Ivana, do you confirm this is a sysstat issue ?
It is probable, but at first I like to know the version of sysstat package (to be absolutely sure, I have to have /proc/diskstat file when the problem appear). But the version of sysstat should be enough to have really high probability of it.
Thanks Jerome and Ivana for your very quick response! The sysstat package version on all systems is 5.0.5
Created attachment 485769 [details] Data from iostat command
I also just attached the DISK I/O stats using the iostat command
Please can you paste the full nvr here (rpm -q sysstat output), 5.0.5 is not enough.

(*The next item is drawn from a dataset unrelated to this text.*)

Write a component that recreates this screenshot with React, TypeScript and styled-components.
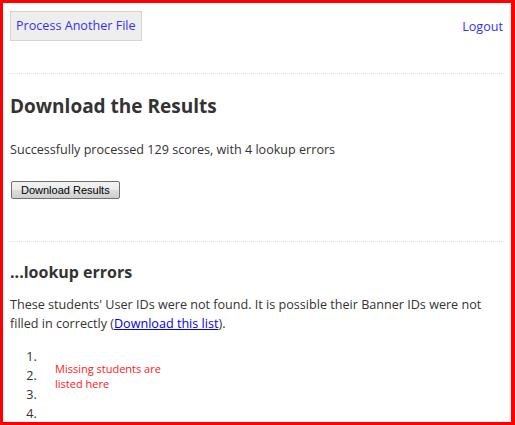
import styled, { createGlobalStyle } from "styled-components";

const GlobalStyle = createGlobalStyle`
  html, body {
    margin: 0;
    padding: 0;
    background: #fff;
  }
  body {
    font-family: "Open Sans", "Noto Sans", sans-serif;
    color: #333;
  }
`;

export default function App() {
  return (
    <>
      <GlobalStyle />
      <Frame>
        <TopBar>
          <NavButton>Process Another File</NavButton>
          <NavLink href="#">Logout</NavLink>
        </TopBar>
        <Rule />
        <Section>
          <Heading>Download the Results</Heading>
          <Text>Successfully processed 129 scores, with 4 lookup errors</Text>
          <PlainButton>Download Results</PlainButton>
        </Section>
        <Rule />
        <Section>
          <SubHeading>...lookup errors</SubHeading>
          <Text>
            These students' User IDs were not found. It is possible their Banner IDs were not
            filled in correctly (<TextLink href="#">Download this list</TextLink>).
          </Text>
          <ListWrap>
            <NumberList>
              <li></li>
              <li></li>
              <li></li>
              <li></li>
            </NumberList>
            <Note>
              Missing students are
              <br />
              listed here
            </Note>
          </ListWrap>
        </Section>
      </Frame>
    </>
  );
}

const Frame = styled.div`
  box-sizing: border-box;
  width: 515px;
  height: 425px;
  border: 3px solid #ff0000;
  border-right-width: 4px;
  padding: 8px 7px 0 7px;
  overflow: hidden;
`;

const TopBar = styled.div`
  display: flex;
  justify-content: space-between;
  align-items: flex-start;
`;

const NavButton = styled.div`
  background: #eeeeee;
  border: 1px solid #d4d4d4;
  color: #3333ee;
  font-size: 12.6px;
  padding: 5px 5px;
  line-height: 18px;
`;

const NavLink = styled.a`
  color: #3333ee;
  font-size: 12.6px;
  text-decoration: none;
  margin-top: 7px;
  margin-right: 1px;
`;

const Rule = styled.hr`
  border: 0;
  border-top: 1px dotted #dddddd;
  margin: 32px 0 0 0;
`;

const Section = styled.div`
  padding-bottom: 0;
`;

const Heading = styled.h2`
  font-size: 19px;
  font-weight: 700;
  margin: 20px 0 0 0;
  line-height: 24px;
  color: #333;
`;

const SubHeading = styled.h3`
  font-size: 16px;
  font-weight: 700;
  margin: 19px 0 0 0;
  line-height: 22px;
  color: #333;
`;

const Text = styled.p`
  font-size: 12.6px;
  line-height: 19px;
  margin: 22px 0 0 0;

  ${SubHeading} + & {
    margin-top: 12px;
  }
`;

const PlainButton = styled.button`
  display: block;
  margin: 22px 0 42px 1px;
  font-family: "Liberation Sans", Arial, sans-serif;
  font-size: 11px;
  color: #000;
  padding: 0 9px;
  height: 18px;
  border: 1px solid #707070;
  border-radius: 2px;
  background: linear-gradient(#f2f2f2 0%, #ebebeb 50%, #dddddd 51%, #cfcfcf 100%);
`;

const TextLink = styled.a`
  color: #0000ee;
  text-decoration: underline;
`;

const ListWrap = styled.div`
  position: relative;
  margin-top: 14px;
`;

const NumberList = styled.ol`
  margin: 0;
  padding-left: 30px;
  font-size: 12.6px;
  line-height: 19px;
  li {
    height: 19px;
  }
`;

const Note = styled.div`
  position: absolute;
  left: 45px;
  top: 14px;
  color: #ff2020;
  font-size: 11px;
  line-height: 15px;
`;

Sorry for the delay the customer doesn't have access to the machine to run the command yet. The full information that he had without running the command is 5.0.5 16.rhel4. Tomorrow I will send the results from the command.
Hello Ivana and Jerome, For systems where there are abnormal peaks, the package version is :sysstat-5.0.5-25.el4 For systems that do not have abnormal peaks, they have sysstat-5.0.5-16.rhel4 Regards, Heather
Hi there, Can you please confirm if the sysstat package version sysstat-5.0.5-25.el4 is the reason for the abnormal peaks and if I need to recommend to the customer to upgrade the version to fix this issue? Regards, Heather
Hello, from my point of view this seems to be sysstat bug, thus I'm changing the component to sysstat. The problem have to be investigated more, can you put here /proc/diskstats from the affected computer (ideally after the time when bug appears). There is necessary to generate additional debug data, I will create a test version of sysstat, which should be run on affected system and which show where is the problem.
Thank you for submitting this issue for consideration in Red Hat Enterprise Linux. The release for which you requested us to review is now End of Life. Please See https://access.redhat.com/support/policy/updates/errata/ If you would like Red Hat to re-consider your feature request for an active release, please re-open the request via appropriate support channels and provide additional supporting details about the importance of this issue.